Entrava tudo. E marchava tudo. Para não virmos carregados para casa. 
Aquilo é que era futebol!
Se o FC Porto não jogava nas Antas, então eu ia ao Mar torcer pelo 
Leixões ou ao Bessa ver o Boavista. Aos sábados puxava pelo Salgueiros 
em Vidal Pinheiro que Deus tem ou matava o vício no claustrofóbico campo do Infesta, 
que me dava falta de ar. Às quartas, dia da minha folga do trabalho, 
papava campeonatos de reservas, desempates da Taça de Portugal, 
liguinhas de subida de divisão e torneios de apuramentos de campeões. Em
 Santo Tirso, em Vila do Conde, na Póvoa de Varzim, em Espinho, em 
Aveiro, onde calhasse aqui à roda. Havia jogo, eu estava lá. E 
regalava-me. Mas depois chegaram as claques "organizadas", como se diz para o crime, e eu vim-me embora.
Às vezes tenho saudades. Tive saudades aqui atrasado ao ver as imagens
 da televisão em Alvalade, momentos antes de um jogo europeu do 
Sporting: um avô e dois netos (foi o que me pareceu) agarrados
 à marmita com o apetite a cem e o sportinguismo a mil.

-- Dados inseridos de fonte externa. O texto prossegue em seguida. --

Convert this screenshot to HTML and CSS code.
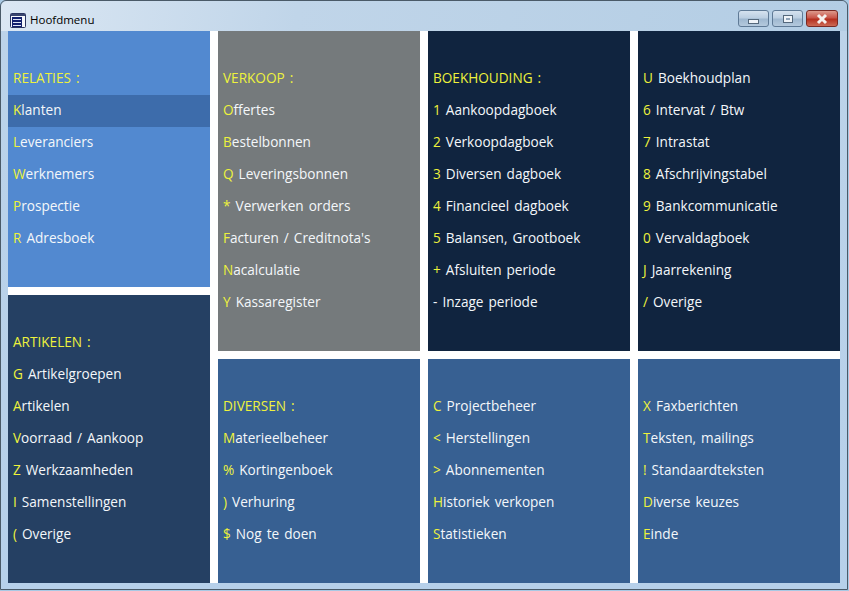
FILE: index.html
```html
<!DOCTYPE html>
<html>

<head>
  <meta charset="UTF-8">
  <title>Hoofdmenu</title>
  <link rel="stylesheet" href="styles.css">
</head>

<body>
  <div class="window">
    <div class="titlebar">
      <svg class="appicon" width="16" height="15" viewBox="0 0 16 15">
        <rect x="0.5" y="0.5" width="15" height="14" rx="1" fill="#f6f8fc" stroke="#2a3560" />
        <rect x="1" y="1" width="14" height="2" fill="#39456f" />
        <rect x="2" y="4" width="10" height="10" fill="#12206e" />
        <path d="M3 6.5h8M3 9.5h8M3 12.5h8" stroke="#dfe5f5" stroke-width="1" />
      </svg>
      <span class="title">Hoofdmenu</span>
      <div class="controls">
        <div class="ctl">
          <span class="min-glyph"></span>
        </div>
        <div class="ctl">
          <span class="max-glyph"></span>
        </div>
        <div class="ctl close">
          <svg width="14" height="12" viewBox="0 0 14 12">
            <path d="M3 2l8 8M11 2l-8 8" stroke="#f6f1ee" stroke-width="3" />
          </svg>
        </div>
      </div>
    </div>

    <div class="client">
      <div class="col">
        <div class="tile h8 lightblue">
          <p class="head">RELATIES :</p>
          <p class="item active"><b>K</b>lanten</p>
          <p class="item"><b>L</b>everanciers</p>
          <p class="item"><b>W</b>erknemers</p>
          <p class="item"><b>P</b>rospectie</p>
          <p class="item"><b>R</b> Adresboek</p>
        </div>
        <div class="tile h9 slate">
          <p class="head">ARTIKELEN :</p>
          <p class="item"><b>G</b> Artikelgroepen</p>
          <p class="item"><b>A</b>rtikelen</p>
          <p class="item"><b>V</b>oorraad / Aankoop</p>
          <p class="item"><b>Z</b> Werkzaamheden</p>
          <p class="item"><b>I</b> Samenstellingen</p>
          <p class="item"><b>(</b> Overige</p>
        </div>
      </div>

      <div class="col">
        <div class="tile h10 grey">
          <p class="head">VERKOOP :</p>
          <p class="item"><b>O</b>ffertes</p>
          <p class="item"><b>B</b>estelbonnen</p>
          <p class="item"><b>Q</b> Leveringsbonnen</p>
          <p class="item"><b>*</b> Verwerken orders</p>
          <p class="item"><b>F</b>acturen / Creditnota's</p>
          <p class="item"><b>N</b>acalculatie</p>
          <p class="item"><b>Y</b> Kassaregister</p>
        </div>
        <div class="tile h7 blue">
          <p class="head">DIVERSEN :</p>
          <p class="item"><b>M</b>aterieelbeheer</p>
          <p class="item"><b>%</b> Kortingenboek</p>
          <p class="item"><b>)</b> Verhuring</p>
          <p class="item"><b>$</b> Nog te doen</p>
        </div>
      </div>

      <div class="col">
        <div class="tile h10 navy">
          <p class="head">BOEKHOUDING :</p>
          <p class="item"><b>1</b> Aankoopdagboek</p>
          <p class="item"><b>2</b> Verkoopdagboek</p>
          <p class="item"><b>3</b> Diversen dagboek</p>
          <p class="item"><b>4</b> Financieel dagboek</p>
          <p class="item"><b>5</b> Balansen, Grootboek</p>
          <p class="item"><b>+</b> Afsluiten periode</p>
          <p class="item">- Inzage periode</p>
        </div>
        <div class="tile h7 blue">
          <p class="item"><b>C</b> Projectbeheer</p>
          <p class="item"><b>&lt;</b> Herstellingen</p>
          <p class="item"><b>&gt;</b> Abonnementen</p>
          <p class="item"><b>H</b>istoriek verkopen</p>
          <p class="item"><b>S</b>tatistieken</p>
        </div>
      </div>

      <div class="col">
        <div class="tile h10 navy">
          <p class="item"><b>U</b> Boekhoudplan</p>
          <p class="item"><b>6</b> Intervat / Btw</p>
          <p class="item"><b>7</b> Intrastat</p>
          <p class="item"><b>8</b> Afschrijvingstabel</p>
          <p class="item"><b>9</b> Bankcommunicatie</p>
          <p class="item"><b>0</b> Vervaldagboek</p>
          <p class="item"><b>J</b> Jaarrekening</p>
          <p class="item"><b>/</b> Overige</p>
        </div>
        <div class="tile h7 blue">
          <p class="item"><b>X</b> Faxberichten</p>
          <p class="item"><b>T</b>eksten, mailings</p>
          <p class="item"><b>!</b> Standaardteksten</p>
          <p class="item"><b>D</b>iverse keuzes</p>
          <p class="item"><b>E</b>inde</p>
        </div>
      </div>
    </div>
  </div>
</body>

</html>
```

FILE: styles.css
```css
html,
body {
  margin: 0;
  padding: 0;
  background: #a9c9e4;
}

body {
  width: 849px;
  height: 591px;
  overflow: hidden;
  font-family: "Open Sans", "Noto Sans", sans-serif;
}

.window {
  width: 848px;
  height: 590px;
  box-sizing: border-box;
  border: 1px solid #4a5a68;
  border-radius: 6px 6px 0 0;
  background: linear-gradient(#b3cbe3 0, #bcd3e9 30px, #b6d0ea 100%);
  padding: 0 7px 6px 7px;
}

.titlebar {
  height: 30px;
  display: flex;
  align-items: center;
  background: linear-gradient(100deg, #dbe7f3 0, #c0d5e9 35%, #b3cde4 100%);
  margin: 0 -7px;
  padding: 0 7px 0 3px;
  border-radius: 6px 6px 0 0;
}

.appicon {
  margin-left: 6px;
  margin-top: 8px;
}

.title {
  margin-left: 4px;
  margin-top: 6px;
  font-family: "Open Sans", sans-serif;
  font-size: 11.5px;
  color: #000;
}

.controls {
  margin-left: auto;
  display: flex;
  gap: 3px;
  align-self: flex-start;
  margin-top: 9px;
  margin-right: 2px;
}

.ctl {
  width: 31px;
  height: 17px;
  box-sizing: border-box;
  border: 1px solid #5f7a96;
  border-radius: 3px;
  background: linear-gradient(#d5e2ef 0, #bccfe2 45%, #9fb8d0 55%, #b4c9dd 100%);
  display: flex;
  align-items: center;
  justify-content: center;
}

.close {
  width: 32px;
  border-color: #7a2a24;
  background: linear-gradient(#dd9a8c 0, #c9564a 45%, #b5301f 55%, #cd6a55 100%);
}

.min-glyph {
  width: 9px;
  height: 3px;
  margin-top: 5px;
  background: #eef3f8;
  border: 1px solid #54687c;
}

.max-glyph {
  width: 4px;
  height: 2px;
  background: #8fa3b8;
  border: 2px solid #eef3f8;
  outline: 1px solid #54687c;
}

.client {
  display: flex;
  gap: 8px;
  width: 832px;
  background: #fff;
}

.col {
  width: 202px;
  display: flex;
  flex-direction: column;
  gap: 8px;
}

.tile {
  box-sizing: border-box;
  padding-top: 32px;
}

.h7 {
  height: 224px;
}

.h8 {
  height: 256px;
}

.h9 {
  height: 288px;
}

.h10 {
  height: 320px;
}

.lightblue {
  background: #5289d0;
}

.slate {
  background: #254063;
}

.grey {
  background: #757a7c;
}

.navy {
  background: #10243f;
}

.blue {
  background: #376092;
}

.head,
.item {
  margin: 0;
  height: 32px;
  line-height: 30px;
  padding-left: 5px;
  font-size: 13.6px;
  word-spacing: 1.5px;
  white-space: nowrap;
}

.head {
  color: #eef23c;
}

.item {
  color: #f4f7fa;
}

.item b {
  font-weight: normal;
  color: #eef23c;
}

.active {
  background: #3d6cab;
}
```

Ali os três que 
apanhei por acaso, puros, em paz, com espaço, na serena expectativa da 
capilota adivinhada, felizes da vida como era eu nos domingos à tarde do
 
Campo da Granja ou nas ceias com a minha mulher lá no degrau mais alto 
da Superior Norte das Antas. (Quando era criança, o Kiko, meu filho, 
adorava também ir lanchar aos campos de futebol...) Claro que em 
Alvalade era jogo de meia casa
 e com um adversário de boas-festas. Claro que agora nos estádios não há bares à moda antiga, só se 
pode comer plástico. E claro que já não se ouve The Stars and Stripes Forever e o Toni Dantas também não. Mas o resto aqueles três da televisão tinham...
Desta vez, para chegar aqui: logo à noite (para pessoas da minha idade, aquela hora da tarde já é noite), logo à noite, dizia, Porto e Sporting discutem a final da Taça da Liga, em Braga, com grunhos das duas cores nas bancadas, e quem dera que não no relvado. Tanto quanto percebi, o jogo vai ser apitado directamente de Lisboa, por cabo, com dois-videoárbitros-dois mais não sei quantos ajudantes. Em campo, João Pinheiro fará papel de pau-mandado.